Is there anything that organizations can do now to start protecting their data from the future that we’ve described?

I think that there are definitely things to be done. Number one, do an inventory of your data. Physically, where is it? What value does it have? What kind of data are you trying to protect? This is classic IT security, good hygiene practices, but it’s especially important when you’re talking about a post quantum cryptography world. If you know what is important and you know how you’re protecting it, then you can choose to potentially take action on that high value data that has a longer shelf life. So number one, start with an inventory. 

Number two, beware of the regulations that are affecting you. In the US, CNSA affects all federal government customers and vendors that are supplying work to those federal government customers. But the same problem exists worldwide, right? Various government organizations are requiring the use of post quantum crypto. So be aware of the regulations that are in your space. 

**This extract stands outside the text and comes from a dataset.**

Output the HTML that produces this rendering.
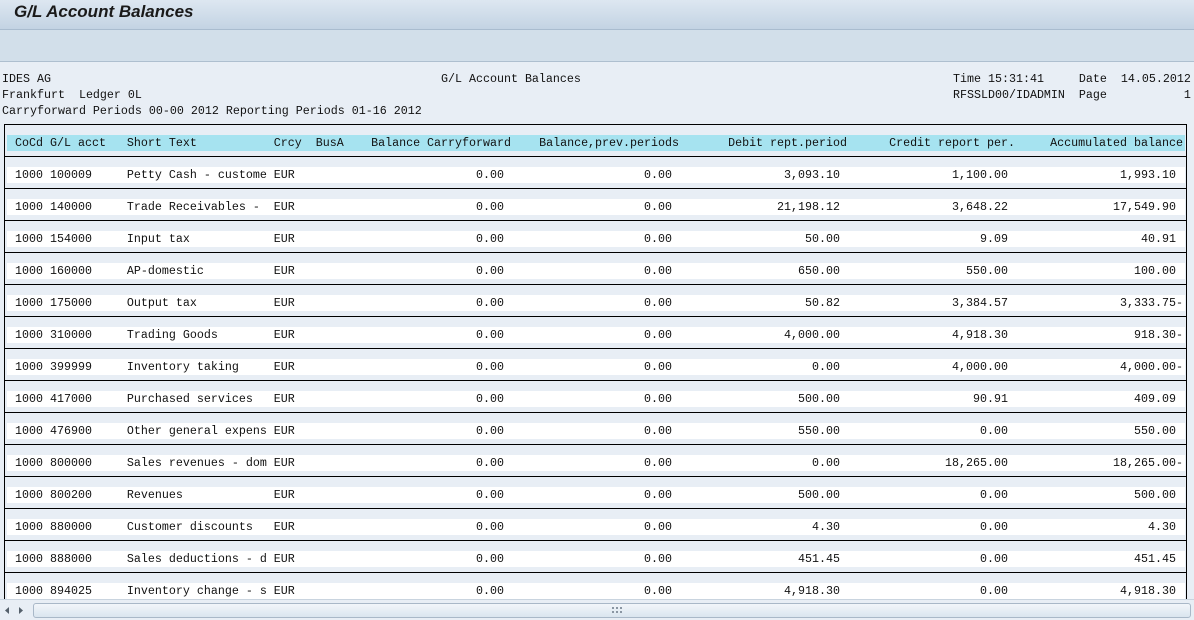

Number three, be aware of what is happening in the community. Earlier on, David, you mentioned that NIST has been working on these algorithms since 2016. That’s absolutely true. I don’t have the exact numbers in front of me, but there was something like 70 plus different cryptographic algorithms that were selected in one of the rounds of NIST standardization. Almost all of them were broken after they were picked to go through that first round of evaluation. So the world changes constantly. The community changes constantly. Red Hat and other Linux vendors were actively working in the community, in the open source community, to push forth implementations of the NIST cryptographic standards that are done in the open so you as a customer, or you as a cryptographic researcher, can dig into the code, look to see what was actually implemented, which is super important in building trust. So, be aware of what’s going on in the community.